Webb sat for an interview with Chuck Todd, the host of MSNBC’s “The Daily Rundown,” who has been profiling senators who opted not to seek re-election this year. Webb, a Democrat, is leaving the Senate after just one term.
At the end of the interview, Todd (whose wife worked on Webb’s 2006 campaign) asked Webb if there was a vote he would like to have back.
“My great regret in that is that I believe the whole health care issue could have been handled differently by the administration and over here,” Webb said.
“I think the way that the process we put forward, without a clear set of principles from the administration, caused a lot of fear in the country,” Webb added. “We had seven different, or five different committees boiling up 7,000 pages of contradictory information at the time when the country was in a recession and people were talking about this other stuff.”
Asked if he regrets his vote to pass the law, Webb said, “No. In the end — I voted with the Republicans 18 times — but in the end, I voted for it.
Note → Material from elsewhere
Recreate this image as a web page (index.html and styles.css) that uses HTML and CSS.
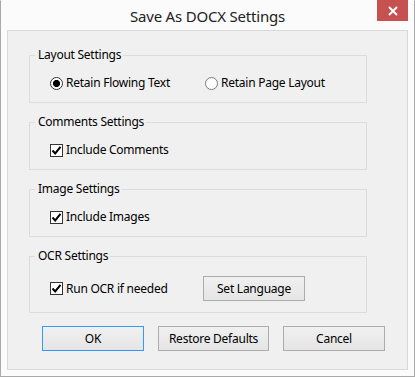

I thought we do need to move forward. We need to find different ways to work with these issues. We could have had a smaller more focused package and the country would have been a lot more comfortable with the process, as well.”
Webb had some other interesting observations in the interview. He said his own party’s “raw, interest-group politics” has made it difficult to attract support from white, male working-class voters. Webb said he recently raised the issue directly with Obama, telling the president, “How, in the name of the Lord, can the Democratic Party — the party of Andrew Jackson — only be getting 28 percent of the white, male working-class vote?”
Webb also reiterated his views about affirmative action and diversity programs, which he spelled out in a controversial Wall Street Journal op-ed piece two years ago. Webb said he supports affirmative action programs for African Americans, “who’ve had a unique journey with respect to the United States government.” But Webb said those programs should not have been expanded to include recently arrived immigrants.
“My answer is: keep affirmative action or African Americans, who are in need,” Webb said. “But the rest of it — hey, welcome to America. Everybody deserves an equal shot. If you could say that, you could change the political formula in this country in very short order.”
On foreign policy, Webb restated his position that the president “has an obligation to come to the Congress when we are going to introduce military forces” in foreign countries. He called Libya “a classic example” of a president shirking that obligation. But, he added, Congress “has abrogated its historic responsibilities in terms of providing the proper balance of power between the executive branch and the legislative branch.”